全長:五十八センチ
学名:Nycticorax nycticorax
季節:夏
流れのそばにじっとたたずみ、魚を狙う鳥。ゴイサギです。魚が跳ねると電光石火の早業で首を伸ばし嘴でつかみ取ります。このような採食法は多くのサギ類に共通しています。
五位鷺とは変わった名前ですが、これは興味深い伝説に基づいた呼び名です。出典は『平家物語』で、その巻第五にあるこんなエピソードです。
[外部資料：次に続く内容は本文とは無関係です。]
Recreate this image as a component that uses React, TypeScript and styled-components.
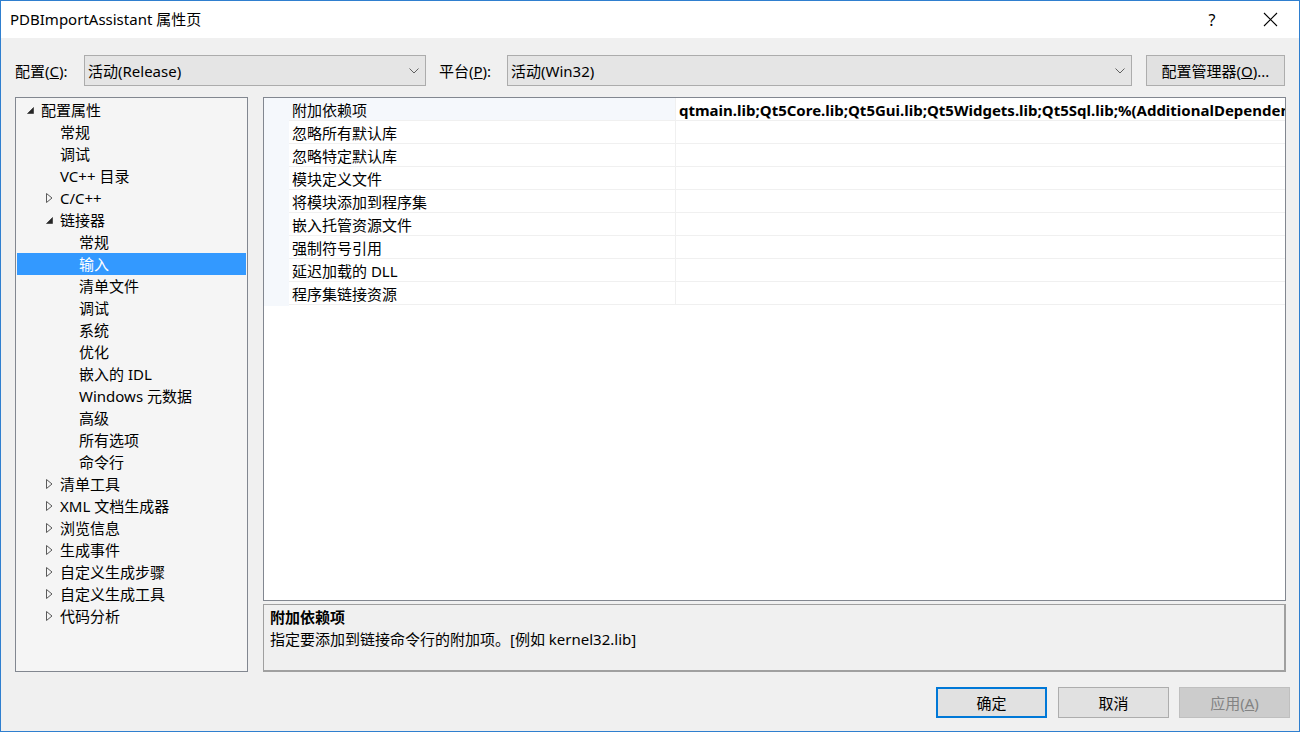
import React from "react";
import styled, { createGlobalStyle } from "styled-components";

const Global = createGlobalStyle`
  html, body { margin: 0; padding: 0; background: #ffffff; }
  body { font-family: "Noto Sans", "Noto Sans CJK SC", sans-serif; font-size: 15px; color: #000; }
  * { box-sizing: border-box; }
`;

const Window = styled.div`
  width: 1300px;
  height: 732px;
  border: 1px solid #2f7fcf;
  display: flex;
  flex-direction: column;
  background: #f0f0f0;
  overflow: hidden;
`;

const TitleBar = styled.div`
  height: 37px;
  flex: none;
  background: #ffffff;
  display: flex;
  align-items: center;
  padding-left: 9px;
`;

const TitleText = styled.div`
  flex: 1;
  font-size: 15px;
  line-height: 20px;
  padding-bottom: 1px;
`;

const TitleButton = styled.div`
  width: 58px;
  height: 37px;
  display: flex;
  align-items: center;
  justify-content: center;
  font-size: 16px;
  color: #000;
`;

const Body = styled.div`
  flex: 1;
  display: flex;
  flex-direction: column;
  padding: 17px 9px 13px 14px;
  min-height: 0;
`;

const ConfigRow = styled.div`
  display: flex;
  align-items: center;
  height: 31px;
`;

const Label = styled.span<{ $w: number; $indent?: number }>`
  width: ${(p) => p.$w}px;
  padding-left: ${(p) => p.$indent ?? 0}px;
  flex: none;
  line-height: 20px;
  white-space: nowrap;
`;

const Combo = styled.div<{ $w: number }>`
  width: ${(p) => p.$w}px;
  flex: none;
  height: 31px;
  background: #e5e5e5;
  border: 1px solid #acacac;
  display: flex;
  align-items: center;
  padding-left: 3px;
  padding-right: 6px;
`;

const ComboText = styled.span`
  flex: 1;
  line-height: 20px;
`;

const Spacer = styled.span<{ $w: number }>`
  width: ${(p) => p.$w}px;
  flex: none;
`;

const PushButton = styled.div<{ $w: number; $variant?: "default" | "normal" | "disabled" }>`
  width: ${(p) => p.$w}px;
  flex: none;
  height: 31px;
  display: flex;
  align-items: center;
  justify-content: center;
  line-height: 20px;
  background: ${(p) => (p.$variant === "disabled" ? "#cccccc" : "#e1e1e1")};
  color: ${(p) => (p.$variant === "disabled" ? "#838383" : "#000")};
  border: ${(p) =>
    p.$variant === "default"
      ? "2px solid #0078d7"
      : p.$variant === "disabled"
      ? "1px solid #bfbfbf"
      : "1px solid #adadad"};
`;

const Main = styled.div`
  flex: 1;
  display: flex;
  margin-top: 11px;
  min-height: 0;
  padding-right: 4px;
`;

const TreePanel = styled.div`
  width: 233px;
  flex: none;
  border: 1px solid #828790;
  background: #f5f5f5;
  padding: 1px 1px 0 1px;
`;

const TreeRow = styled.div<{ $level: number; $selected?: boolean }>`
  height: 22px;
  display: flex;
  align-items: center;
  padding-left: ${(p) => 9 + p.$level * 19}px;
  background: ${(p) => (p.$selected ? "#3399ff" : "transparent")};
  color: ${(p) => (p.$selected ? "#ffffff" : "#000")};
  white-space: nowrap;
`;

const Expander = styled.span`
  width: 15px;
  flex: none;
  display: flex;
  align-items: center;
  padding-left: 1px;
`;

const TreeText = styled.span`
  line-height: 20px;
`;

const RightColumn = styled.div`
  flex: 1;
  margin-left: 15px;
  display: flex;
  flex-direction: column;
  min-width: 0;
`;

const Grid = styled.div`
  flex: 1;
  border: 1px solid #828790;
  background: #ffffff;
  display: flex;
  min-height: 0;
`;

const Gutter = styled.div`
  width: 25px;
  flex: none;
  align-self: flex-start;
  height: 208px;
  background: #f5f8fc;
`;

const Rows = styled.div`
  flex: 1;
  min-width: 0;
  display: flex;
  flex-direction: column;
`;

const PropRow = styled.div<{ $first?: boolean }>`
  height: 23px;
  display: flex;
  border-bottom: 1px solid #f0f0f0;
  background: ${(p) => (p.$first ? "#f5f8fc" : "#ffffff")};
`;

const NameCell = styled.div`
  width: 387px;
  flex: none;
  padding-left: 3px;
  padding-top: 1px;
  display: flex;
  align-items: center;
  line-height: 20px;
  border-right: 1px solid #f0f0f0;
  white-space: nowrap;
`;

const ValueCell = styled.div`
  flex: 1;
  min-width: 0;
  padding-left: 3px;
  padding-top: 1px;
  display: flex;
  align-items: center;
  line-height: 20px;
  font-weight: bold;
  font-size: 15px;
  white-space: nowrap;
  overflow: hidden;
  background: #ffffff;
`;

const Desc = styled.div`
  height: 68px;
  flex: none;
  margin-top: 3px;
  border: 1px solid #a0a0a0;
  border-bottom-width: 2px;
  border-right-width: 2px;
  background: #f0f0f0;
  padding: 1px 6px;
`;

const DescTitle = styled.div`
  font-weight: bold;
  line-height: 22px;
  font-size: 15px;
`;

const DescText = styled.div`
  line-height: 22px;
  font-size: 15px;
`;

const Footer = styled.div`
  display: flex;
  justify-content: flex-end;
  margin-top: 15px;
`;

const ChevronDown = () => (
  <svg width="10" height="6" viewBox="0 0 10 6">
    <path d="M0.5 0.5 L5 5 L9.5 0.5" fill="none" stroke="#606060" strokeWidth="1" />
  </svg>
);

const Expanded = () => (
  <svg width="7" height="7" viewBox="0 0 7 7">
    <path d="M6.5 0.5 L6.5 6.5 L0.5 6.5 Z" fill="#262626" stroke="#262626" strokeWidth="0.6" />
  </svg>
);

const Collapsed = () => (
  <svg width="7" height="10" viewBox="0 0 7 10">
    <path d="M0.5 0.5 L6 5 L0.5 9.5 Z" fill="none" stroke="#5a5a5a" strokeWidth="1" />
  </svg>
);

const CloseIcon = () => (
  <svg width="15" height="15" viewBox="0 0 15 15">
    <path d="M1 1 L14 14 M14 1 L1 14" stroke="#000" strokeWidth="1.1" />
  </svg>
);

type Node = { label: string; level: number; exp?: "open" | "closed"; selected?: boolean };

const tree: Node[] = [
  { label: "配置属性", level: 0, exp: "open" },
  { label: "常规", level: 1 },
  { label: "调试", level: 1 },
  { label: "VC++ 目录", level: 1 },
  { label: "C/C++", level: 1, exp: "closed" },
  { label: "链接器", level: 1, exp: "open" },
  { label: "常规", level: 2 },
  { label: "输入", level: 2, selected: true },
  { label: "清单文件", level: 2 },
  { label: "调试", level: 2 },
  { label: "系统", level: 2 },
  { label: "优化", level: 2 },
  { label: "嵌入的 IDL", level: 2 },
  { label: "Windows 元数据", level: 2 },
  { label: "高级", level: 2 },
  { label: "所有选项", level: 2 },
  { label: "命令行", level: 2 },
  { label: "清单工具", level: 1, exp: "closed" },
  { label: "XML 文档生成器", level: 1, exp: "closed" },
  { label: "浏览信息", level: 1, exp: "closed" },
  { label: "生成事件", level: 1, exp: "closed" },
  { label: "自定义生成步骤", level: 1, exp: "closed" },
  { label: "自定义生成工具", level: 1, exp: "closed" },
  { label: "代码分析", level: 1, exp: "closed" },
];

const props: { name: string; value?: string }[] = [
  {
    name: "附加依赖项",
    value: "qtmain.lib;Qt5Core.lib;Qt5Gui.lib;Qt5Widgets.lib;Qt5Sql.lib;%(AdditionalDependencies)",
  },
  { name: "忽略所有默认库" },
  { name: "忽略特定默认库" },
  { name: "模块定义文件" },
  { name: "将模块添加到程序集" },
  { name: "嵌入托管资源文件" },
  { name: "强制符号引用" },
  { name: "延迟加载的 DLL" },
  { name: "程序集链接资源" },
];

export default function App() {
  return (
    <>
      <Global />
      <Window>
        <TitleBar>
          <TitleText>PDBImportAssistant 属性页</TitleText>
          <TitleButton>?</TitleButton>
          <TitleButton>
            <CloseIcon />
          </TitleButton>
        </TitleBar>
        <Body>
          <ConfigRow>
            <Label $w={69}>
              配置(<u>C</u>):
            </Label>
            <Combo $w={342}>
              <ComboText>活动(Release)</ComboText>
              <ChevronDown />
            </Combo>
            <Label $w={81} $indent={13}>
              平台(<u>P</u>):
            </Label>
            <Combo $w={625}>
              <ComboText>活动(Win32)</ComboText>
              <ChevronDown />
            </Combo>
            <Spacer $w={14} />
            <PushButton $w={139}>
              配置管理器(<u>O</u>)...
            </PushButton>
          </ConfigRow>
          <Main>
            <TreePanel>
              {tree.map((n, i) => (
                <TreeRow key={i} $level={n.level} $selected={n.selected}>
                  <Expander>
                    {n.exp === "open" ? <Expanded /> : n.exp === "closed" ? <Collapsed /> : null}
                  </Expander>
                  <TreeText>{n.label}</TreeText>
                </TreeRow>
              ))}
            </TreePanel>
            <RightColumn>
              <Grid>
                <Gutter />
                <Rows>
                  {props.map((p, i) => (
                    <PropRow key={i} $first={i === 0}>
                      <NameCell>{p.name}</NameCell>
                      <ValueCell>{p.value ?? ""}</ValueCell>
                    </PropRow>
                  ))}
                </Rows>
              </Grid>
              <Desc>
                <DescTitle>附加依赖项</DescTitle>
                <DescText>指定要添加到链接命令行的附加项。[例如 kernel32.lib]</DescText>
              </Desc>
            </RightColumn>
          </Main>
          <Footer>
            <PushButton $w={111} $variant="default">确定</PushButton>
            <Spacer $w={11} />
            <PushButton $w={111}>取消</PushButton>
            <Spacer $w={10} />
            <PushButton $w={111} $variant="disabled">
              应用(<u>A</u>)
            </PushButton>
          </Footer>
        </Body>
      </Window>
    </>
  );
}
「延喜の帝(醍醐天皇)が庭園を散策していた時、池のほとりにいた一羽の鷺を見つけ従者に捕獲を命じました。歩み寄ると鷺は逃げるそぶりを見せたので、従者がすかさず「宣旨であるぞ」と言ったところ、鷺はひれ伏して逃げず、容易に捕まりました。帝はこの鷺を「殊勝である」として直ちに五位の位を授けたのでした・・・」(大意)
この話は朝廷の権威を伝える一つの逸話です。宣旨とは天皇の命令のことで、五位は宮中に入ることが許される高い官位です。ゴイサギは、官位というはるか昔の律令制の用語が現代でも和名として生かされている唯一の鳥なのです。